Coriolano - Histoire des Beati Paoli (3) - Luigi Natoli

Il se sera donc écoulé deux ans avant que je n'entame l'ultime partie de cette saga hautement romanesque en trois volumes et quelques 2500 pages. Il est clair qu'après cette lecture, je n'aborderai pas Palerme de la même façon si je retourne un jour en Sicile. Je risque d'avoir des images plein les yeux de ce 18ème siècle incroyablement mis en scène, que ce soit en termes de décor ou de costumes, ou encore de personnages. J'avoue néanmoins que ce troisième volet m'a semblé un peu longuet, car centré assez exclusivement sur des histoires d'amour et d'honneur et délaissant le contexte politique qui faisait la richesse de la première partie Le bâtard de Palerme et était déjà moins présent dans le second volet La mort à Messine.
Je m'aperçois au moment d'écrire ce billet qu'il m'est presque impossible de parler de l'intrigue si je ne veux pas déflorer le plaisir de ceux qui n'auraient pas encore débuté la saga. Car autant le deuxième tome faisait un bond de quarante ans après la fin du premier, autant là, c'est un parfait enchainement, reprenant l'histoire là où nous l'avions laissée à la fin de La mort à Messine.
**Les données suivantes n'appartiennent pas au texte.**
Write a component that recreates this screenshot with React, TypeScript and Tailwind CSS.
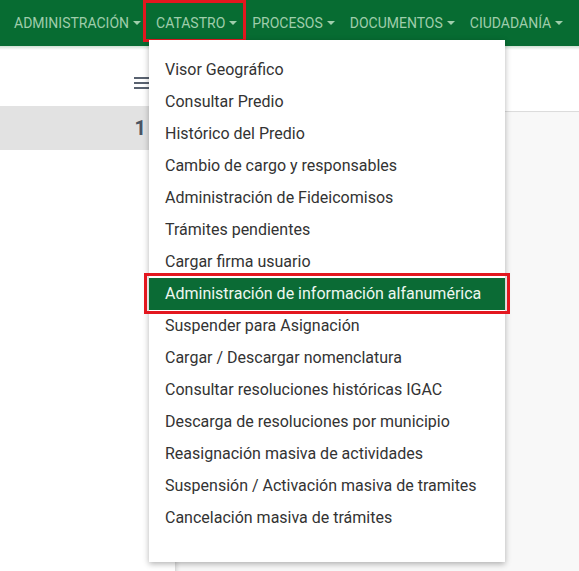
import React from 'react';

const navItems = ['ADMINISTRACIÓN', 'CATASTRO', 'PROCESOS', 'DOCUMENTOS', 'CIUDADANÍA'];

const catastroItems = [
  'Visor Geográfico',
  'Consultar Predio',
  'Histórico del Predio',
  'Cambio de cargo y responsables',
  'Administración de Fideicomisos',
  'Trámites pendientes',
  'Cargar firma usuario',
  'Administración de información alfanumérica',
  'Suspender para Asignación',
  'Cargar / Descargar nomenclatura',
  'Consultar resoluciones históricas IGAC',
  'Descarga de resoluciones por municipio',
  'Reasignación masiva de actividades',
  'Suspensión / Activación masiva de tramites',
  'Cancelación masiva de trámites',
];

function Caret() {
  return (
    <span className="ml-[4px] inline-block h-0 w-0 border-x-[4px] border-t-[4px] border-x-transparent border-t-[#9fcdab] align-middle" />
  );
}

export default function App() {
  return (
    <div className="relative h-[571px] w-[579px] overflow-hidden bg-white font-['Roboto',sans-serif]">
      {/* top bar */}
      <nav className="flex h-[46px] items-center bg-[#076c32] pl-[14px] text-[14px] text-[#9fcdab]">
        {navItems.map((item) => (
          <div key={item} className="relative mr-[15px] flex h-full items-center">
            {item}
            <Caret />
            {item === 'CATASTRO' && (
              <span className="absolute -left-[13px] -right-[9px] top-0 h-[42px] border-[3px] border-[#e3171f]" />
            )}
          </div>
        ))}
      </nav>
      <div className="h-[4px] bg-gradient-to-b from-[#cfe0d3] to-white" />

      {/* page under the menu */}
      <div className="flex h-[56px] items-start justify-end pr-[429px] pt-[26px]">
        <svg width="16" height="13" viewBox="0 0 16 13">
          <rect x="0" y="1" width="16" height="2" fill="#596270" />
          <rect x="0" y="6" width="16" height="2" fill="#596270" />
          <rect x="0" y="11" width="16" height="2" fill="#596270" />
        </svg>
      </div>
      <div className="flex">
        <div className="w-[175px]">
          <div className="flex h-[44px] items-center justify-end bg-[#e2e2e2] pr-[29px] text-[20px] font-bold text-[#4a5462]">
            1
          </div>
        </div>
        <div className="flex-1">
          <div className="h-[5px] bg-white" />
          <div className="h-[470px] border-l border-t border-[#dcdcdc] bg-[#f8f8f8] shadow-[inset_4px_0_4px_-3px_rgba(0,0,0,0.12)]" />
        </div>
      </div>

      {/* dropdown */}
      <div className="absolute left-[149px] top-[40px] w-[356px] bg-white pb-[28px] pt-[14px] shadow-[0_2px_6px_rgba(0,0,0,0.3)]">
        {catastroItems.map((item) => {
          const active = item === 'Administración de información alfanumérica';
          return (
            <div
              key={item}
              className={`relative flex h-[32px] items-center whitespace-nowrap pl-[16px] text-[16px] ${
                active ? 'bg-[#0b6b35] text-[#eef8f0]' : 'text-[#333333]'
              }`}
            >
              {item}
              {active && (
                <span className="absolute -bottom-[4px] -left-[5px] -right-[5px] -top-[5px] border-[3px] border-[#e3171f]" />
              )}
            </div>
          );
        })}
      </div>
    </div>
  );
}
Nous sommes autour de 1770/1780 et cette fois, l'intrigue quitte très rarement Palerme ou ses environs, mettant néanmoins l'accent sur l'organisation de la société, et notamment du peuple de petits commerçants et ses confréries de métiers. Il souffle dans les rues de Palerme un petit vent de révolution... mais à l'italienne, avec force démonstrations et théâtralité. On sourit parfois autant de cette comedia del arte que du décorum qui entoure le moindre déplacement du plus petit nobliau du coin. Quant à l'étiquette... Voilà pour la toile de fond. L'essentiel étant tout de même de savoir si Cesare de Brancaleone pourra enfin épouser Giovanna, fille du Marquis d'Oxorio. Je ne vous cache pas qu'à l'entame du volume, c'est mal parti. La belle est enfermée dans un couvent et pas très bien traitée, ses parents vouent une haine féroce au jeune homme qui, heureusement, outre ses qualités chevaleresques possède des alliés puissants, dont le fameux et mystérieux Frère Benedetto (cf tome précédent) qui n'a pas toujours été un saint homme... Quant aux Beati Paoli, loin d'avoir disparu, ils veillent toujours dans l'ombre à réparer les injustices causées par certains ambitieux prêts à tout.
Il y a un côté Le bossu de Paul Féval dans ce dernier tome, même si les émeutes et les coups de feu ont remplacé les duels. Mais le coup de la belle en détresse, des fausses identités, du combat pour le rétablissement dans ses droits... La dose de romanesque est tout de même très forte ici puisqu'il faut bien arriver à un happy end.
Autant j'avais gardé un très fort intérêt du début à la fin pour les deux premiers tomes, autant je me suis un peu lassée avec celui-ci qui laisse de côté la politique et n'explore pas plus avant les ressorts de cette organisation secrète que l'on présente comme l'ancêtre de la mafia et sur laquelle j'aurais aimé plus de détails. Ceci dit, l'ensemble représente une fresque assez incroyable, représentative de toute une époque et apportant un éclairage intéressant pour quiconque a déjà tenté de percer les mystères de la Sicile et de ses multiples influences. Je suis donc ravie d'en être venue à bout, et ceci grâce au mois italien organisé chaque année par Martine et qui me permet de développer un peu mon exploration de la littérature italienne.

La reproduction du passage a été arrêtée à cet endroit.